The goal of the bill is to divert waste from landfills and find ways to repurpose biomass, as well as create new revenue streams for the cannabis industry.
Under the new law, cannabis that would previously be sent to landfills can now appear in your garden, but not without risks.
Toxicology professor at Western, Ruth Sofield explained that pesticides from composted cannabis could be transferred to the plants in your garden.
“Any pesticide that's associated with cannabis would be transferred to whatever you're composting,” said Sofield. “So now it becomes part of your dirt. If you put that onto your garden, then it can be taken up by your plants.”
Pamela Bosch walks along a hempcrete wall as she heads to the second floor of her house.
However, there are already laws in place that can prevent these pesticides from becoming an issue in composting practices.
“Back in 2017, we started pesticide testing, and now Washington state makes it mandatory,” David Wasser, partial owner of Doctor and Crook Co., a craft cannabis oil company, said.
The mandatory testing Wasser is referring to is the Washington Administrative Code 314-55-108, which lists over 60 chemicals and how much of each is allowed in cannabis products. If a provided sample fails mandatory testing then the whole batch must be discarded.
The bill could impact cannabis processors, such as Doctor and Crook Co.. Wasser doesn’t see the law as an opportunity for profit but recognizes the difference it could make for himself and other processors.
The previous disposal process for cannabis waste was long and work-intensive.
“There are two different kinds of waste, the fats and waxes, and the extracted material,” Wasser said. “One waste is just a powdery kind of dust of plant material that we mix with dirt and store in five-gallon buckets.”
Residual biomass must be mixed with an equal amount of dirt before cannabis processors can dispose of it. Wasser plans to sell his cannabis waste for composting practices. Now that the law allows cannabis biomass to be distributed.
Bosch believes that building with hempcrete is more sustainable and eco-friendly, and benefits homeowners in many ways from mold and fire resistance to natural insulation.
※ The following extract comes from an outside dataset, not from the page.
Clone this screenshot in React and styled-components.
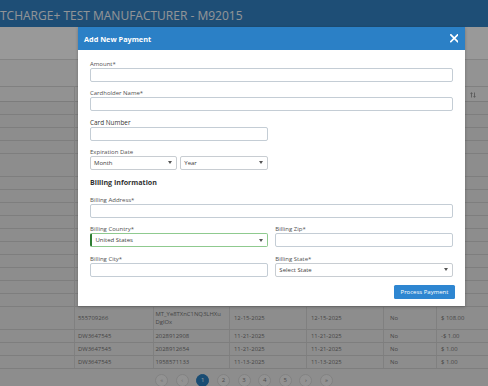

“I have examples of blocks and walls that I've just left out in the elements,” said Bosch. “And then when they dry out, they don't grow mold. They'll crumble if they're not protected, but the pH is high enough that it doesn't grow mold.”
Using the analogy of a space heater, Bosch described how the hempcrete stores and radiates heat from the sun.
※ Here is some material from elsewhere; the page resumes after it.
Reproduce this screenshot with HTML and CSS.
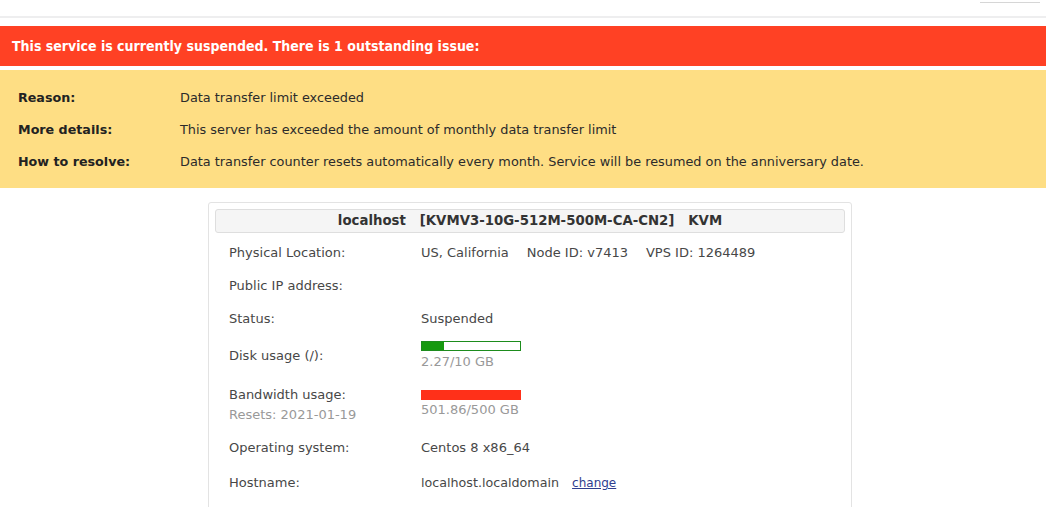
FILE: index.html
```html
<!DOCTYPE html>
<html lang="en">
<head>
<meta charset="utf-8">
<title>VPS Control Panel</title>
<link rel="stylesheet" href="styles.css">
</head>
<body>
<div class="topbar"><span class="topbtn"></span></div>

<div class="alert-red">This service is currently suspended. There is 1 outstanding issue:</div>

<div class="alert-yellow">
  <div class="issue-row"><span class="issue-label">Reason:</span><span>Data transfer limit exceeded</span></div>
  <div class="issue-row"><span class="issue-label">More details:</span><span>This server has exceeded the amount of monthly data transfer limit</span></div>
  <div class="issue-row"><span class="issue-label">How to resolve:</span><span>Data transfer counter resets automatically every month. Service will be resumed on the anniversary date.</span></div>
</div>

<div class="card">
  <div class="card-head">localhost&nbsp;&nbsp;&nbsp;[KVMV3-10G-512M-500M-CA-CN2]&nbsp;&nbsp;&nbsp;KVM</div>
  <div class="info">
    <div class="row"><div class="lbl">Physical Location:</div><div class="val">US, California<span class="gap"></span>Node ID: v7413<span class="gap"></span>VPS ID: 1264489</div></div>
    <div class="row"><div class="lbl">Public IP address:</div><div class="val"></div></div>
    <div class="row row-status"><div class="lbl">Status:</div><div class="val">Suspended</div></div>
    <div class="row row-disk">
      <div class="lbl">Disk usage (/):</div>
      <div class="val">
        <div class="bar bar-green"><div class="fill" style="width:22.7%"></div></div>
        <div class="muted">2.27/10 GB</div>
      </div>
    </div>
    <div class="row row-bw">
      <div class="lbl">Bandwidth usage:<div class="muted resets">Resets: 2021-01-19</div></div>
      <div class="val">
        <div class="bar bar-red"><div class="fill" style="width:100%"></div></div>
        <div class="muted">501.86/500 GB</div>
      </div>
    </div>
    <div class="row row-os"><div class="lbl">Operating system:</div><div class="val">Centos 8 x86_64</div></div>
    <div class="row"><div class="lbl">Hostname:</div><div class="val"><span class="host">localhost.localdomain</span><span class="gap-sm"></span><a href="#" class="link">change</a></div></div>
  </div>
</div>
</body>
</html>
```

FILE: styles.css
```css
html, body {
  margin: 0;
  padding: 0;
  background: #fff;
}

body {
  font-family: "DejaVu Sans", Verdana, sans-serif;
  font-size: 12px;
  color: #333;
}

/* top navigation strip */
.topbar {
  height: 16px;
  border-bottom: 2px solid #eeeeef;
  display: flex;
  justify-content: flex-end;
  margin-bottom: 8px;
}

.topbtn {
  display: block;
  width: 60px;
  height: 2px;
  margin-right: 6px;
  border-bottom: 1px solid #d6d6d6;
}

/* suspension notice */
.alert-red {
  background: #ff4124;
  color: #fff;
  font-family: "DejaVu Sans Condensed", "DejaVu Sans", sans-serif;
  font-weight: bold;
  font-size: 14px;
  height: 40px;
  line-height: 40px;
  padding-left: 12px;
  margin-bottom: 4px;
}

.alert-yellow {
  background: #fede84;
  color: #2b2b2b;
  padding: 20px 0 18px 18px;
  display: flex;
  flex-direction: column;
  gap: 16px;
  font-size: 12.85px;
}

.issue-row {
  display: flex;
  line-height: 16px;
}

.issue-label {
  width: 162px;
  font-weight: bold;
  font-size: 12.7px;
  color: #222;
}

/* server card */
.card {
  width: 630px;
  margin: 14px 0 0 208px;
  border: 1px solid #e3e3e3;
  border-radius: 3px;
  padding: 6px;
  min-height: 400px;
}

.card-head {
  background: #f5f5f5;
  border: 1px solid #dedede;
  border-radius: 3px;
  height: 22px;
  line-height: 22px;
  text-align: center;
  font-weight: bold;
  font-size: 13.3px;
  color: #333;
}

.info {
  padding: 12px 0 0 14px;
  font-size: 13px;
  color: #474747;
}

.row {
  display: flex;
  line-height: 16px;
  margin-bottom: 17px;
}

.row-status {
  margin-bottom: 14px;
}

.row-disk {
  align-items: center;
  margin-bottom: 17px;
}

.row-bw .val {
  padding-top: 3px;
}

.row-os {
  margin-bottom: 19px;
}

.lbl {
  width: 192px;
  flex: none;
}

.val {
  flex: 1;
}

.host {
  font-size: 12.7px;
}

.gap {
  display: inline-block;
  width: 18px;
}

.gap-sm {
  display: inline-block;
  width: 13px;
}

.muted {
  color: #999;
  font-size: 13px;
  line-height: 16px;
}

.resets {
  margin-top: 4px;
}

.bar {
  width: 100px;
  height: 10px;
  box-sizing: border-box;
}

.row-disk .bar {
  margin-bottom: 3px;
}

.row-bw .bar {
  margin-bottom: 2px;
}

.bar .fill {
  height: 100%;
}

.bar-green {
  border: 1px solid #1d8c1d;
  background: #fff;
}

.bar-green .fill {
  background: #16990f;
}

.bar-red {
  background: #ff3019;
}

.bar-red .fill {
  background: #ff3019;
}

.link {
  color: #2e3d8f;
  font-size: 12px;
  text-decoration: underline;
}
```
“The house is acting like the space heater. You heat up the walls in the daytime with the sun, then overnight the heat is transferring and moving into the house,” Bosch said.
For Bosch, getting her hempcrete was a complicated process, however, cheaper than it is now.
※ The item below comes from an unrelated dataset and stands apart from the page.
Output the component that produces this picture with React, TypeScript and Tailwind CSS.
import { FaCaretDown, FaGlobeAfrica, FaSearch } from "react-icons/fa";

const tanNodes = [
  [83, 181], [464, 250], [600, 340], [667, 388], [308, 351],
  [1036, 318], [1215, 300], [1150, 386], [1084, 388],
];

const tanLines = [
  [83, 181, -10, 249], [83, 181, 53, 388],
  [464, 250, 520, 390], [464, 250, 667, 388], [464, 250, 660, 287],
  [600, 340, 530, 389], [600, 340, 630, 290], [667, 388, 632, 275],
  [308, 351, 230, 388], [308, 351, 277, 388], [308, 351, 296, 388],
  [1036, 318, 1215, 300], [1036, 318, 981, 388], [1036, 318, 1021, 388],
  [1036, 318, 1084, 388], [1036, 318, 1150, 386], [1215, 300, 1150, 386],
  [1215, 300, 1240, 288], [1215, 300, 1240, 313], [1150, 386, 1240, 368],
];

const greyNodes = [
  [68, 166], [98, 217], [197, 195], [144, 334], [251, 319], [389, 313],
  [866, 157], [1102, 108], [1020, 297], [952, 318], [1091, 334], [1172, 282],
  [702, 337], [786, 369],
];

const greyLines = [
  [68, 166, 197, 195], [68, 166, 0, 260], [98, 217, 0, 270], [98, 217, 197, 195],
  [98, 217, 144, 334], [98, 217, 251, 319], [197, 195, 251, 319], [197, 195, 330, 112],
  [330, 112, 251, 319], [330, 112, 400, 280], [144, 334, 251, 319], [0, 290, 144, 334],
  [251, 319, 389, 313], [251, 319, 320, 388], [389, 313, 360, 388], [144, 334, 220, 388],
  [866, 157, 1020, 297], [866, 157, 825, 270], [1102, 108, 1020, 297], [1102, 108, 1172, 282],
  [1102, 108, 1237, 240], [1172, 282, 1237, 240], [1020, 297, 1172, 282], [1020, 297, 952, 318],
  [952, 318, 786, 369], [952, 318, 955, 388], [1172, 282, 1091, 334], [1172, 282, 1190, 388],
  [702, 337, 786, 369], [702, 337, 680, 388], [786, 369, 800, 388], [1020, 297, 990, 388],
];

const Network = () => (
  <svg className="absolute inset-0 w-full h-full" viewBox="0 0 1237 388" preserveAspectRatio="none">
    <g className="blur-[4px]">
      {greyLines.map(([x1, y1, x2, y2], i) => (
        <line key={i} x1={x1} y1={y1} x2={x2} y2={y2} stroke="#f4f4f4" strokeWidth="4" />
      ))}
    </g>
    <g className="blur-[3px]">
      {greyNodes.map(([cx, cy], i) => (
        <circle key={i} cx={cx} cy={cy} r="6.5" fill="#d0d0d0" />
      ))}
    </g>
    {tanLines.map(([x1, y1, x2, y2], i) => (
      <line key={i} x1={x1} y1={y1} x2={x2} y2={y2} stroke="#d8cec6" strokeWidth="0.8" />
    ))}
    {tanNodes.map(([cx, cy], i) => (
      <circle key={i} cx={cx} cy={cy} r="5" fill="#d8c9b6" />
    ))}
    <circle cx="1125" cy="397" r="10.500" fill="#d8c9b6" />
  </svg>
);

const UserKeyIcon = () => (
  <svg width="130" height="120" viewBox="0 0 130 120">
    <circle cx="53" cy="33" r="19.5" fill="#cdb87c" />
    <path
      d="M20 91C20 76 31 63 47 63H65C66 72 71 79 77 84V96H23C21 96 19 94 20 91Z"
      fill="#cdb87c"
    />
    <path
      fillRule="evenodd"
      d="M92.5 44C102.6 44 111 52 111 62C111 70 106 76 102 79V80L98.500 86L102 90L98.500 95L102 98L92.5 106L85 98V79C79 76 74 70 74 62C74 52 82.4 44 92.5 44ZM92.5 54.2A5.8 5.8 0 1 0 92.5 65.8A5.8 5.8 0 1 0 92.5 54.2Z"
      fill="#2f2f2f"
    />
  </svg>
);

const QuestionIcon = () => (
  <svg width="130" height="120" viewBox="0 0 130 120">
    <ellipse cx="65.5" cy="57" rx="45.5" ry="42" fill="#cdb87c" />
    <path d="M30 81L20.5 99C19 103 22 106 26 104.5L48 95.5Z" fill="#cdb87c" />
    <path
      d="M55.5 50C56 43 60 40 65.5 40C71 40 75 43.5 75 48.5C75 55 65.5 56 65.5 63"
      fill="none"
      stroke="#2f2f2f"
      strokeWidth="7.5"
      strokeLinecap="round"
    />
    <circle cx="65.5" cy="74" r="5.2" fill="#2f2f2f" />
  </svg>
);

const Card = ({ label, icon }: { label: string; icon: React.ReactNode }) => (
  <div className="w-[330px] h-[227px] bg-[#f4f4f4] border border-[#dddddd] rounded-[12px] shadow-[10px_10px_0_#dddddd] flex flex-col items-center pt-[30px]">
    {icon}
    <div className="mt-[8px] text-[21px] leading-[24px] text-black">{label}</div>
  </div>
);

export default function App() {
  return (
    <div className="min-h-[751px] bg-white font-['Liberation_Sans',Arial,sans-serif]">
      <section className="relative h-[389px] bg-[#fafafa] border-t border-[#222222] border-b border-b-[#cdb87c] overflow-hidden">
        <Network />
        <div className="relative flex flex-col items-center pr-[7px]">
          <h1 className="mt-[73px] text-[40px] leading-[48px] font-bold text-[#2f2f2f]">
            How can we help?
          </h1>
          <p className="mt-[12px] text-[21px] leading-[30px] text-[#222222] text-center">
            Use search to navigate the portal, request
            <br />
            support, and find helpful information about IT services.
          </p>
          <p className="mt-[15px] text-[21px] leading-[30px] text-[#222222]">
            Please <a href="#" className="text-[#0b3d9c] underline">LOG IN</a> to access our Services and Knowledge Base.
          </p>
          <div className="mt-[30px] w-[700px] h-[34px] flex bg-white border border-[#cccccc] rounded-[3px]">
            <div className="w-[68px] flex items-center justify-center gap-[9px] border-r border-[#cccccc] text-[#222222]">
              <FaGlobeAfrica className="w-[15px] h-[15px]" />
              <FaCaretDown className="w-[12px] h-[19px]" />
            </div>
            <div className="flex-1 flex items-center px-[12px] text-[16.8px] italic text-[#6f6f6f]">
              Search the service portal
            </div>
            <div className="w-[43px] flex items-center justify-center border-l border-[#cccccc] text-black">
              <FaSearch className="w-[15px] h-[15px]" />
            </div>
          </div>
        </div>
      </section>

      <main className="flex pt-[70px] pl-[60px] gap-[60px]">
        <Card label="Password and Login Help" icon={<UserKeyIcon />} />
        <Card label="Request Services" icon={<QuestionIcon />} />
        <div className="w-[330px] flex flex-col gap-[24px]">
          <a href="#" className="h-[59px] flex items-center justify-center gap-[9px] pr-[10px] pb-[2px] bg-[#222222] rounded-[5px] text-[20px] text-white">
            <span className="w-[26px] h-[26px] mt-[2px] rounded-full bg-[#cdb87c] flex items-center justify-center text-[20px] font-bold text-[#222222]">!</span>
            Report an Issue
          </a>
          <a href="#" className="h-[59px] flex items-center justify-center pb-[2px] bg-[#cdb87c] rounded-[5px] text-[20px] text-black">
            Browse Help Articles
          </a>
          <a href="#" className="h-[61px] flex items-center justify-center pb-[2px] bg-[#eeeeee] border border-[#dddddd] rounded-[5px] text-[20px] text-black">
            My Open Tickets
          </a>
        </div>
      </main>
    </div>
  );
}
“When I built my house, I imported my hemp from the Netherlands, I had to bring it through the Panama Canal,” Bosch said. “I paid about $12 to $15 a bale, including all the shipping. But nowadays, there are people selling it for $60 a bale that's produced in Washington.”
Bosch thinks that the novelty of this concept is what is bolstering the price. For those wanting to build a hempcrete house, this price increase could be a strong deterrent.
Wasser doesn't feel that Doctor and Crook Co. could generate enough waste to contribute to hempcrete building projects, but could see larger processing plants having the output to do so.
“With some of these bigger places, they might be producing hundreds of pounds of waste a week,” Wasser said.
He went on to say that he would be willing to help with hempcrete projects, but he doesn’t believe his 7,000 grams of waste would make a dent in the need for weed.
“Although I don’t mind being a little wheel in their process, I don’t think they’ll be able to make business off of me,” Wasser said.